Because all of that is wrong. 

It’s not frivolous to want to spend your college years reading literature for the sake of knowledge alone. 

Crypto needs more thinkers, not less. 

So in my past five years working in cryptocurrency, I’ve found a way to quickly take the cultural and intellectual temperature of each new company I join by making everyone play the world’s simplest ice breaker: tell me your name, where you’re from, and your favorite book.

On one such first day, I felt a physical sensation of creeping disappointment as the answers started coming in. Of the roughly 15 people, I got about half “I haven’t read a book since high school,” several Malcolm Gladwells, one The Art of War, and the rest were Harry Potter. And these were adults! 

That company ended up being closed-minded, unimaginative, and has now significantly fallen behind the rest of the market. And I do actually believe that if anyone at that company had read books, or been willing to read books, it would have made a better product.

I’ve had this argument that “readers succeed” in my head for a long time now, way before any liberal arts Crypto Twitter controversy. I’ve gotten into plenty of heated debates at crypto events whenever I hear people espouse the importance of only studying the hard sciences to get ahead, or to only read these godawful, dry non-fiction books to succeed better in business. 

I’m not saying that every non-reader is going to end up with the same fate as Sam Bankman-Fried (although I’d like to point out that another “proud non-reader of books” is one Kanye West). But what I have noticed in my years in this tech-based sector, without fail, is that when my colleagues (or my bosses, or my bosses’ bosses) read novels, the company was better. 

The working environment was better, the products were better, everything was just better.

This idea of needing to be a reader in order to succeed in business is not new. In the early 2000s, there was even a movement going around to teach Shakespeare to CEOs (I tried to bring this idea to that above-mentioned company to boost their imaginations a little bit above zero, but I was shot down).

I firmly believe that our society — and particularly the crypto industry — needs to encourage reading, not push it further away. 

Don’t mention The Bitcoin Standard to me if I bring up books in our crypto party small talk: I want to hear what murder mystery you’re hooked on, or what Penguin Classic you’re revisiting.
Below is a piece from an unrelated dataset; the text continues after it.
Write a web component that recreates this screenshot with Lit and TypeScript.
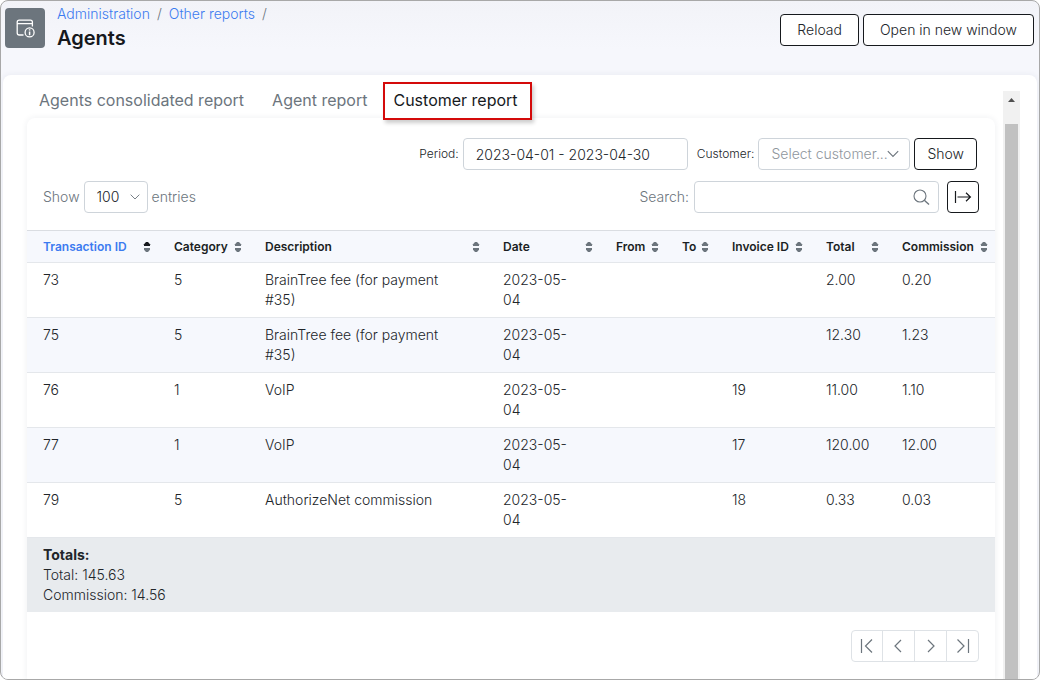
import { LitElement, html, css, svg } from "lit";
import { customElement, property, state } from "lit/decorators.js";
import { classMap } from "lit/directives/class-map.js";

interface Column {
  key: string;
  label: string;
}

interface Transaction {
  id: string;
  category: string;
  description: string;
  date: string;
  invoice: string;
  total: string;
  commission: string;
}

const COLUMNS: Column[] = [
  { key: "id", label: "Transaction ID" },
  { key: "category", label: "Category" },
  { key: "description", label: "Description" },
  { key: "date", label: "Date" },
  { key: "from", label: "From" },
  { key: "to", label: "To" },
  { key: "invoice", label: "Invoice ID" },
  { key: "total", label: "Total" },
  { key: "commission", label: "Commission" },
];

const ROWS: Transaction[] = [
  { id: "73", category: "5", description: "BrainTree fee (for payment #35)", date: "2023-05-04", invoice: "", total: "2.00", commission: "0.20" },
  { id: "75", category: "5", description: "BrainTree fee (for payment #35)", date: "2023-05-04", invoice: "", total: "12.30", commission: "1.23" },
  { id: "76", category: "1", description: "VoIP", date: "2023-05-04", invoice: "19", total: "11.00", commission: "1.10" },
  { id: "77", category: "1", description: "VoIP", date: "2023-05-04", invoice: "17", total: "120.00", commission: "12.00" },
  { id: "79", category: "5", description: "AuthorizeNet commission", date: "2023-05-04", invoice: "18", total: "0.33", commission: "0.03" },
];

const chevronDown = html`<svg class="chevron" width="12" height="8" viewBox="0 0 12 8" aria-hidden="true">
  <path d="M0.8 1.2 L6 6.4 L11.2 1.2" fill="none" stroke="currentColor" stroke-width="1.1" />
</svg>`;

const PAGER = [
  { label: "First page", icon: svg`<path d="M1.5 1 V15 M12 1.5 L5.5 8 L12 14.5" />` },
  { label: "Previous page", icon: svg`<path d="M10 2 L4 8 L10 14" />` },
  { label: "Next page", icon: svg`<path d="M5 2 L11 8 L5 14" />` },
  { label: "Last page", icon: svg`<path d="M2.5 1.5 L9 8 L2.5 14.5 M13.5 1 V15" />` },
];

@customElement("report-table")
class ReportTable extends LitElement {
  @property({ attribute: false }) rows: Transaction[] = [];
  @state() private sortKey = "id";

  static styles = css`
    :host {
      display: block;
    }
    .table {
      width: 100%;
      border-collapse: separate;
      border-spacing: 0;
      table-layout: fixed;
      font-size: 14px;
      line-height: 20px;
    }
    .col-id { width: 131px; }
    .col-category { width: 91px; }
    .col-date { width: 113px; }
    .col-from { width: 66px; }
    .col-to { width: 50px; }
    .col-invoice { width: 94px; }
    .col-total { width: 76px; }
    .col-commission { width: 109px; }
    .head {
      height: 31px;
      padding: 0;
      background: #f6f8fd;
      border-top: 1px solid #dadde2;
      border-bottom: 1px solid #e4e7eb;
      text-align: left;
    }
    .sort {
      display: flex;
      align-items: center;
      justify-content: space-between;
      width: 100%;
      height: 31px;
      padding: 0 7px 0 16px;
      border: 0;
      background: none;
      color: #1b1f24;
      font: 600 12px/20px Inter, sans-serif;
      white-space: nowrap;
      cursor: pointer;
    }
    .sorted {
      color: #3c7bf0;
    }
    .arrows {
      flex: none;
      fill: #6c757d;
    }
    .sorted .up {
      fill: #16191d;
    }
    .cell {
      padding: 7px 24px 7px 16px;
      border-bottom: 1px solid #e4e7eb;
      vertical-align: top;
    }
    .row:nth-child(even) .cell {
      background: #f6f8fd;
    }
    .totals {
      padding: 7px 16px;
      background: #e8ebee;
    }
    .totals-title {
      font-weight: 700;
    }
  `;

  render() {
    return html`<table class="table">
      <colgroup>
        ${COLUMNS.map((c) => html`<col class="col-${c.key}" />`)}
      </colgroup>
      <thead>
        <tr>
          ${COLUMNS.map(
            (c) => html`<th class="head" scope="col">
              <button
                class=${classMap({ sort: true, sorted: c.key === this.sortKey })}
                @click=${() => (this.sortKey = c.key)}
              >
                ${c.label}
                <svg class="arrows" width="8" height="10" viewBox="0 0 8 10" aria-hidden="true">
                  <path class="up" d="M3 0 H5 L7 2.2 V4 H1 V2.2 Z" />
                  <path d="M1 6 H7 V7.8 L5 10 H3 L1 7.8 Z" />
                </svg>
              </button>
            </th>`
          )}
        </tr>
      </thead>
      <tbody>
        ${this.rows.map(
          (r) => html`<tr class="row">
            ${COLUMNS.map((c) => html`<td class="cell">${(r as any)[c.key] ?? ""}</td>`)}
          </tr>`
        )}
      </tbody>
      <tfoot>
        <tr>
          <td class="totals" colspan="9">
            <div class="totals-title">Totals:</div>
            <div>Total: 145.63</div>
            <div>Commission: 14.56</div>
          </td>
        </tr>
      </tfoot>
    </table>`;
  }
}

@customElement("app-root")
class AppRoot extends LitElement {
  @state() private tab = "Customer report";

  static styles = css`
    :host {
      display: block;
      background: #fff;
      color: #212529;
      font: 300 14px/20px Inter, sans-serif;
    }
    *,
    *::before {
      box-sizing: border-box;
    }
    .frame {
      display: flex;
      flex-direction: column;
      height: 100vh;
      overflow: hidden;
      border: 1px solid #a8a8a8;
      border-radius: 8px;
      background: linear-gradient(#f2f3f8, #f6f7fc 48px);
    }
    .top {
      display: flex;
      flex: none;
      justify-content: space-between;
      height: 74px;
      padding: 0 5px 0 4px;
    }
    .identity {
      display: flex;
      gap: 12px;
      padding-top: 3px;
    }
    .badge {
      display: grid;
      place-items: center;
      width: 40px;
      height: 40px;
      margin-top: 4px;
      border-radius: 4px;
      background: #6c757d;
    }
    .crumbs {
      display: flex;
      gap: 7px;
      color: #6c757d;
    }
    .crumb {
      color: #3c7bf0;
      text-decoration: none;
    }
    .title {
      margin: 0;
      color: #16191d;
      font-size: 20px;
      font-weight: 600;
      line-height: 28px;
    }
    .actions {
      display: flex;
      gap: 4px;
      padding-top: 13px;
    }
    .button {
      height: 32px;
      padding: 0 16px;
      border: 1px solid #16191d;
      border-radius: 4px;
      background: #fff;
      color: #212529;
      font: inherit;
      cursor: pointer;
    }
    .compact {
      padding: 0 12px;
    }
    .page {
      display: flex;
      flex: 1;
      min-height: 0;
      gap: 8px;
      margin: 0 2px;
      padding: 7px 17px 0 24px;
      border-radius: 8px 8px 0 0;
      background: #fff;
      box-shadow: 0 0 6px rgba(40, 50, 80, 0.07);
    }
    .main {
      display: flex;
      flex: 1;
      flex-direction: column;
      min-width: 0;
    }
    .tabs {
      display: flex;
      height: 36px;
    }
    .tab {
      padding: 0 16px 0 12px;
      color: #6c757d;
      font-size: 16px;
      font-weight: 400;
      line-height: 36px;
      text-decoration: none;
      white-space: nowrap;
    }
    .active {
      z-index: 1;
      height: 38px;
      padding: 0 12px 0 8px;
      border: 2px solid #d40a0a;
      background: #fff;
      box-shadow: 2px 3px 4px rgba(0, 0, 0, 0.2);
      color: #16191d;
      line-height: 32px;
    }
    .panel {
      flex: 1;
      border-radius: 8px 8px 0 0;
      background: #fff;
      box-shadow: 0 0 6px rgba(40, 50, 80, 0.08);
    }
    .filters,
    .tools {
      display: flex;
      align-items: center;
      gap: 4px;
      height: 32px;
    }
    .filters {
      justify-content: flex-end;
      margin: 20px 18px 0 16px;
    }
    .tools {
      margin: 11px 16px 17px;
      color: #6c757d;
    }
    .label {
      font-size: 12px;
    }
    .label-next {
      margin-left: 5px;
    }
    .field {
      width: 100%;
      height: 32px;
      margin: 0;
      padding: 0 12px;
      border: 1px solid #ced4da;
      border-radius: 4px;
      background: #fff;
      color: #212529;
      font: inherit;
      appearance: none;
    }
    .wrap {
      position: relative;
      flex: none;
    }
    .period { width: 225px; }
    .customer { width: 152px; }
    .length { width: 64px; }
    .search { width: 245px; }
    .placeholder {
      color: #8f969d;
    }
    .chevron,
    .lens {
      position: absolute;
      top: 12px;
      right: 11px;
      color: #6c757d;
      pointer-events: none;
    }
    .length .chevron {
      right: 8px;
      width: 10px;
    }
    .lens {
      top: 8px;
      right: 9px;
    }
    .find {
      display: flex;
      align-items: center;
      gap: 5px;
      margin-left: auto;
    }
    .export {
      display: grid;
      place-items: center;
      width: 32px;
      margin-left: 4px;
      padding: 0;
    }
    .pager {
      display: flex;
      justify-content: flex-end;
      padding: 18px 16px;
    }
    .page-button {
      display: grid;
      place-items: center;
      width: 33px;
      height: 32px;
      margin-left: -1px;
      padding: 0;
      border: 1px solid #dee2e6;
      background: #fff;
      cursor: pointer;
    }
    .page-button:first-child {
      width: 32px;
      border-radius: 4px 0 0 4px;
    }
    .page-button:last-child {
      border-radius: 0 4px 4px 0;
    }
    .page-icon {
      fill: none;
      stroke: #6c757d;
      stroke-width: 1.2;
    }
    .scrollbar {
      display: flex;
      flex: none;
      flex-direction: column;
      width: 17px;
      margin-top: 9px;
      background: #f1f1f1;
    }
    .scroll-up {
      display: grid;
      place-items: center;
      height: 17px;
    }
    .thumb {
      flex: 1;
      margin: 16px 2px 0;
      background: #c1c1c1;
    }
  `;

  render() {
    const tabs = ["Agents consolidated report", "Agent report", "Customer report"];
    return html`<div class="frame">
      <header class="top">
        <div class="identity">
          <div class="badge">
            <svg width="20" height="20" viewBox="0 0 20 20" fill="none" stroke="#fff" stroke-width="1.3" aria-hidden="true">
              <path d="M8.5 17 H4.2 Q2.2 17 2.2 15 V4.2 Q2.2 2.2 4.2 2.2 H15.4 Q17.4 2.2 17.4 4.2 V8.6 M2.2 5.6 H17.4" />
              <circle cx="14.6" cy="14.4" r="4.5" />
              <path d="M14.6 13.4 V17.2 M14.6 11.3 V12.5" stroke-width="1.5" />
            </svg>
          </div>
          <div>
            <nav class="crumbs" aria-label="Breadcrumb">
              <a class="crumb" href="#administration">Administration</a><span>/</span>
              <a class="crumb" href="#reports">Other reports</a><span>/</span>
            </nav>
            <h1 class="title">Agents</h1>
          </div>
        </div>
        <div class="actions">
          <button class="button">Reload</button>
          <button class="button">Open in new window</button>
        </div>
      </header>
      <main class="page">
        <div class="main">
          <nav class="tabs" aria-label="Reports">
            ${tabs.map(
              (t) => html`<a
                class=${classMap({ tab: true, active: t === this.tab })}
                href="#report"
                @click=${() => (this.tab = t)}
                >${t}</a
              >`
            )}
          </nav>
          <section class="panel">
            <div class="filters">
              <label class="label" for="period">Period:</label>
              <div class="wrap period">
                <input id="period" class="field" type="text" .value=${"2023-04-01 - 2023-04-30"} />
              </div>
              <label class="label label-next" for="customer">Customer:</label>
              <div class="wrap customer">
                <select id="customer" class="field placeholder">
                  <option>Select customer...</option>
                </select>
                ${chevronDown}
              </div>
              <button class="button compact">Show</button>
            </div>
            <div class="tools">
              <label for="length">Show</label>
              <div class="wrap length">
                <select id="length" class="field">
                  <option>100</option>
                </select>
                ${chevronDown}
              </div>
              <span>entries</span>
              <div class="find">
                <label for="search">Search:</label>
                <div class="wrap search">
                  <input id="search" class="field" type="text" />
                  <svg class="lens" width="17" height="17" viewBox="0 0 17 17" fill="none" stroke="currentColor" aria-hidden="true">
                    <circle cx="7" cy="7" r="6" stroke-width="1.1" />
                    <path d="M11.3 11.3 L16 15.6" stroke-width="1.4" />
                  </svg>
                </div>
              </div>
              <button class="button export" aria-label="Export">
                <svg width="18" height="14" viewBox="0 0 18 14" fill="none" stroke="#16191d" stroke-width="1.2" aria-hidden="true">
                  <path d="M1.5 1 V13 M3.5 7 H16.5 M12 2.8 L16.4 7 L12 11.2" />
                </svg>
              </button>
            </div>
            <report-table .rows=${ROWS}></report-table>
            <nav class="pager" aria-label="Pages">
              ${PAGER.map(
                (p) => html`<button class="page-button" aria-label=${p.label}>
                  <svg class="page-icon" width="15" height="16" viewBox="0 0 15 16">${p.icon}</svg>
                </button>`
              )}
            </nav>
          </section>
        </div>
        <div class="scrollbar" aria-hidden="true">
          <div class="scroll-up">
            <svg width="7" height="4" viewBox="0 0 7 4"><path d="M0 4 L3.5 0 L7 4 Z" fill="#505050" /></svg>
          </div>
          <div class="thumb"></div>
        </div>
      </main>
    </div>`;
  }
}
Work your way through the New York Times bestseller list, read Colleen Hoover or the Bridgerton series for all I care, but just read something real.
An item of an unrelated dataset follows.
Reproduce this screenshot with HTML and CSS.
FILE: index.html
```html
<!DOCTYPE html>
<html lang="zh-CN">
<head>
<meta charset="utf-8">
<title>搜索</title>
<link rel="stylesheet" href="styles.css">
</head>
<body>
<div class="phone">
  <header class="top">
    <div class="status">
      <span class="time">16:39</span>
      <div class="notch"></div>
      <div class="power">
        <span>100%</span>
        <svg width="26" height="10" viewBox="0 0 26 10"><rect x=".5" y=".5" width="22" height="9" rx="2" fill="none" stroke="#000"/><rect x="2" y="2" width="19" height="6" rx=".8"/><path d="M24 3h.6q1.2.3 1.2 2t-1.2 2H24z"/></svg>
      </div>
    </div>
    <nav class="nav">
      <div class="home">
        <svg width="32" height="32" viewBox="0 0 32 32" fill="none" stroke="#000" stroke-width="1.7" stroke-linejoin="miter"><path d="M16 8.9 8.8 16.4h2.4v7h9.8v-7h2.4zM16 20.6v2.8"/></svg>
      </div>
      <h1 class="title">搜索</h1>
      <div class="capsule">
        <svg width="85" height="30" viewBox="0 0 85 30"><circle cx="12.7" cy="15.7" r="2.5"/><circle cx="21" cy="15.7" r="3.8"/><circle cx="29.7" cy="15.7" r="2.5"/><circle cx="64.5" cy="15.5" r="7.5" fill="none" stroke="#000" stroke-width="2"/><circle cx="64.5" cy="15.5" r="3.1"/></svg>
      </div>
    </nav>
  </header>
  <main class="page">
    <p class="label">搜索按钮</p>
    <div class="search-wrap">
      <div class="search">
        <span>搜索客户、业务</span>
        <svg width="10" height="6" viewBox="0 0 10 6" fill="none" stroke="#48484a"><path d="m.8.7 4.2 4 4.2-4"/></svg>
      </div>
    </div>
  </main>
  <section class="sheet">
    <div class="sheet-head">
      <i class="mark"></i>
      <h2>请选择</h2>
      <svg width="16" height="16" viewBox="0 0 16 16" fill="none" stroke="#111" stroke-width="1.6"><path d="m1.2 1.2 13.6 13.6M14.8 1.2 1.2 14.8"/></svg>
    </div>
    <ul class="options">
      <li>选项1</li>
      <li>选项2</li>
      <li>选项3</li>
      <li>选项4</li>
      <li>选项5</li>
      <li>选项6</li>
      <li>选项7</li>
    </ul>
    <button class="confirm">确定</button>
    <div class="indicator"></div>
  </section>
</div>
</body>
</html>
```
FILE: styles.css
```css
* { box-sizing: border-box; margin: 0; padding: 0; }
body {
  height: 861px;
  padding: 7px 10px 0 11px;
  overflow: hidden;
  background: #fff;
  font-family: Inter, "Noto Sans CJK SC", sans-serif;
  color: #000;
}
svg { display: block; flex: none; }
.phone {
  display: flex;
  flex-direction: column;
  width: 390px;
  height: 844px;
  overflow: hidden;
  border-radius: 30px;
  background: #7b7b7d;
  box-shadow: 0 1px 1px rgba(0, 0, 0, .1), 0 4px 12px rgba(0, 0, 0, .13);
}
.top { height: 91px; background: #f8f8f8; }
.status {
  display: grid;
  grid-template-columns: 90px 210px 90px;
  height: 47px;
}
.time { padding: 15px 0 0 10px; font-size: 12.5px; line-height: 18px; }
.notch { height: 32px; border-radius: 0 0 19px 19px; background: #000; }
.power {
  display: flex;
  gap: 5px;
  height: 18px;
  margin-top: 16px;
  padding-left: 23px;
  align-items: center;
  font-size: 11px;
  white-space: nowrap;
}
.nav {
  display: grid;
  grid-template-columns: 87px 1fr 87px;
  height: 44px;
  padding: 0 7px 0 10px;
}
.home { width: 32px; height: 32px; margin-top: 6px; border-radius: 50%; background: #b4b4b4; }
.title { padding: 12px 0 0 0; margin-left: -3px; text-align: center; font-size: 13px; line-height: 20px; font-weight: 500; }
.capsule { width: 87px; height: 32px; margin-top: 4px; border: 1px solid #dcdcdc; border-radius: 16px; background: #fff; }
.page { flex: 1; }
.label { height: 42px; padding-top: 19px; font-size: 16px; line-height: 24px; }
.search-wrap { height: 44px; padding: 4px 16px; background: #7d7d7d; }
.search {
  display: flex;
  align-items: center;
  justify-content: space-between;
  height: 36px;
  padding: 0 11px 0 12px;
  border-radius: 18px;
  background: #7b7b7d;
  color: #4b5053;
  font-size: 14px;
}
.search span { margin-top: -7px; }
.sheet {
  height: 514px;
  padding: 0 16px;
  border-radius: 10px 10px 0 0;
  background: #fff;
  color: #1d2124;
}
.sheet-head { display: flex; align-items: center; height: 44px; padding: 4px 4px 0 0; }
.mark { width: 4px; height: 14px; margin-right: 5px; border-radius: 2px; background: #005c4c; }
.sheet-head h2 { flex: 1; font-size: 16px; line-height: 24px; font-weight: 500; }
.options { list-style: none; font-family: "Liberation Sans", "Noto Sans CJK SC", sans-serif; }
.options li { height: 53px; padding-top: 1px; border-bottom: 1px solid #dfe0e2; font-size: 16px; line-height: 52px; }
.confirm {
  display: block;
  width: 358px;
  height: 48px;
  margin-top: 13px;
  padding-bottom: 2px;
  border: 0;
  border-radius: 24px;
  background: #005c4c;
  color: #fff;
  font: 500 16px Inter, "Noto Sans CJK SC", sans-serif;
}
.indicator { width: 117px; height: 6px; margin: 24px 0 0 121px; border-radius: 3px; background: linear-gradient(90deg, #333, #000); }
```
There is no substitute for what reading literature can teach you about humanity. If you can stomach learning something from crypto’s favorite love-to-hate-em Jamie Dimon, his sense of betrayal on being fired from his big Citigroup job by a father-figure boss was made more comprehensible when he saw an uncanny similarity to the plot of Shakespear’s King Lear.  
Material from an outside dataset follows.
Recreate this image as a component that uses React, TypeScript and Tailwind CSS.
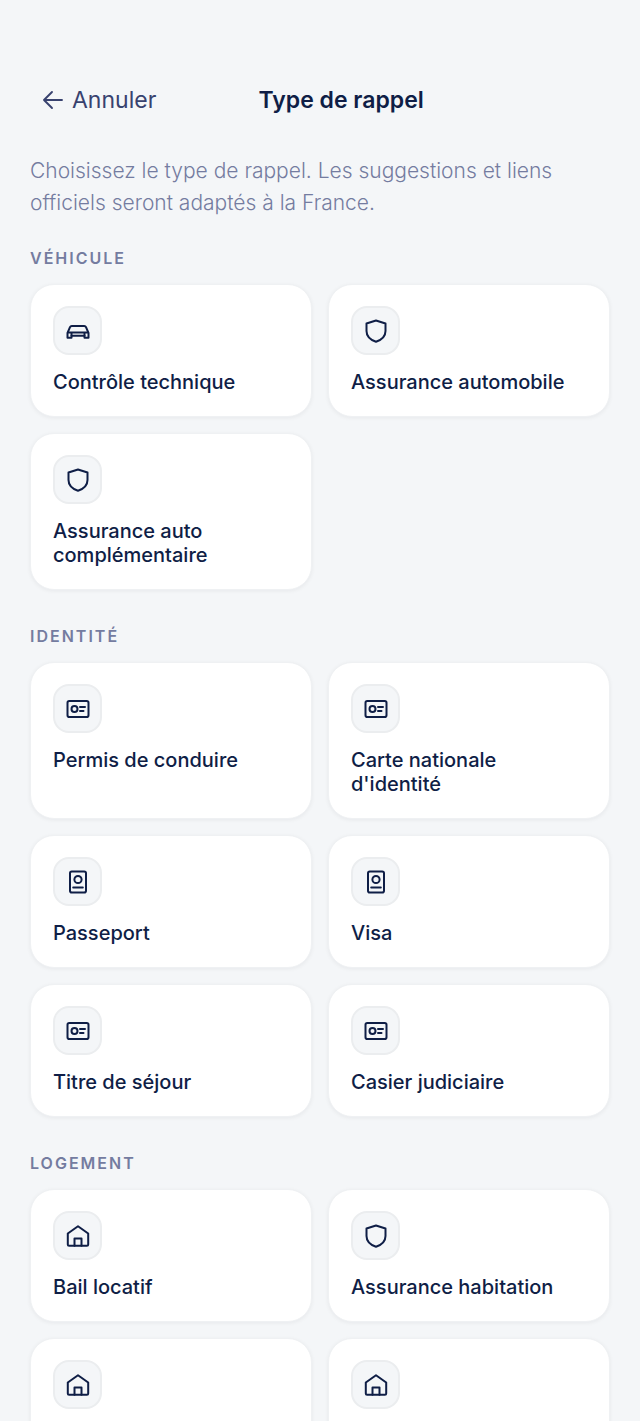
import type { ReactNode } from "react";

type IconName = "car" | "shield" | "card" | "passport" | "home";

type Reminder = { label: string; icon: IconName };

const sections: { title: string; items: Reminder[] }[] = [
  {
    title: "Véhicule",
    items: [
      { label: "Contrôle technique", icon: "car" },
      { label: "Assurance automobile", icon: "shield" },
      { label: "Assurance auto complémentaire", icon: "shield" },
    ],
  },
  {
    title: "Identité",
    items: [
      { label: "Permis de conduire", icon: "card" },
      { label: "Carte nationale d'identité", icon: "card" },
      { label: "Passeport", icon: "passport" },
      { label: "Visa", icon: "passport" },
      { label: "Titre de séjour", icon: "card" },
      { label: "Casier judiciaire", icon: "card" },
    ],
  },
  {
    title: "Logement",
    items: [
      { label: "Bail locatif", icon: "home" },
      { label: "Assurance habitation", icon: "shield" },
      { label: "Taxe foncière", icon: "home" },
      { label: "Taxe d'habitation", icon: "home" },
    ],
  },
];

const icons: Record<IconName, ReactNode> = {
  car: (
    <>
      <path d="M2.5 19.8V15L5 9.2Q5.5 8 6.8 8H19.2Q20.5 8 21 9.2L23.5 15V19.8H19.5V17.8H6.5V19.8Z" />
      <path d="M3.5 14.5H22.5M6.5 17.5V15M19.5 17.5V15" />
    </>
  ),
  shield: (
    <path d="M13 2.5L22.5 5.5V13C22.5 18.5 18.8 21.8 13 23.8C7.2 21.8 3.5 18.5 3.5 13V5.5Z" />
  ),
  card: (
    <>
      <rect x="2.5" y="5" width="21" height="16" rx="1.8" />
      <circle cx="9.5" cy="13" r="3" />
      <path d="M15 11H20M15 15H18.5" />
    </>
  ),
  passport: (
    <>
      <rect x="5" y="2.5" width="16" height="21" rx="1.8" />
      <circle cx="13" cy="10.5" r="3.6" />
      <path d="M8.2 18.5H17.8" />
    </>
  ),
  home: (
    <>
      <path d="M2.8 10.5L13 3.2L23.2 10.5V21.5Q23.2 22.8 21.9 22.8H4.1Q2.8 22.8 2.8 21.5Z" />
      <path d="M9.5 22.8V15.5H16.5V22.8" />
    </>
  ),
};

function ReminderCard({ label, icon }: Reminder) {
  return (
    <button
      type="button"
      className="flex flex-col items-start gap-[15px] rounded-3xl border border-[#eff1f3] bg-white px-[22px] pt-[21px] pb-[22px] text-left shadow-[0_1px_4px_rgba(16,24,40,0.06)]"
    >
      <span className="flex size-[49px] items-center justify-center rounded-2xl border-2 border-[#ebedef] bg-[#f4f6f8]">
        <svg
          viewBox="0 0 26 26"
          className="size-[26px]"
          fill="none"
          stroke="currentColor"
          strokeWidth="2"
          strokeLinecap="round"
          strokeLinejoin="round"
          aria-hidden="true"
        >
          {icons[icon]}
        </svg>
      </span>
      <span className="text-xl leading-6 font-medium">{label}</span>
    </button>
  );
}

export default function App() {
  return (
    <div className="flex h-screen flex-col bg-[#f4f6f8] font-['Inter','Liberation_Sans',sans-serif] text-[#0f1e46]">
      <header className="flex shrink-0 items-center justify-between px-[30px] pt-[84px]">
        <button
          type="button"
          className="flex items-center gap-2 px-3 text-[23px] leading-8 text-[#38426f]"
        >
          <svg
            viewBox="0 0 22 22"
            className="size-[22px]"
            fill="none"
            stroke="currentColor"
            strokeWidth="1.9"
            strokeLinecap="round"
            strokeLinejoin="round"
            aria-hidden="true"
          >
            <path d="M20 11H2M10 3L2 11L10 19" />
          </svg>
          Annuler
        </button>
        <h1 className="text-[23px] leading-8 font-semibold">Type de rappel</h1>
        {/* keeps the title near the middle */}
        <div className="w-24" />
      </header>

      <main className="min-h-0 flex-1 overflow-y-auto px-[30px] pt-[39px] pb-8 [scrollbar-width:none]">
        <p className="text-[21px] leading-8 font-light text-[#747ca0]">
          Choisissez le type de rappel. Les suggestions et liens officiels seront adaptés à la France.
        </p>

        <div className="mt-[27px] flex flex-col gap-[34px]">
          {sections.map(({ title, items }) => (
            <section key={title}>
              <h2 className="text-base leading-6 font-semibold tracking-[2px] text-[#747ca0] uppercase">
                {title}
              </h2>
              <div className="mt-3.5 grid grid-cols-2 gap-4">
                {items.map((item) => (
                  <ReminderCard key={item.label} {...item} />
                ))}
              </div>
            </section>
          ))}
        </div>
      </main>
    </div>
  );
}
If we look around — at the many crypto companies collapsing, at AI already beginning to take over some jobs, at the world economy in general — perhaps we’ll realize it is liberal arts degrees that are the only ones worth actually pursuing. 

If your engineering job in crypto could be replaced tomorrow by an AI robot, you might really start kicking yourself for choosing your college degree solely based on what the prevailing concept at the time was for a “safe” major.

And if you spend your free time doomscrolling Crypto Twitter, pitching people at crypto happy hours or (god forbid) reading The Network State on your Kindle, stop what you’re doing right now.

There are very few people in the world who, on their deathbeds, confess in a rattling last gasp that they wish that they had read less and worked more (with the exception of Jack Donaghy in 30 Rock, a satire). 

To even frame the idea of reading for pleasure — or as it has been put, a Book Club major — as something bad or good for your work life is entirely wrong. The framework itself is wrong.

Don’t let the world convince you that reading is out of style.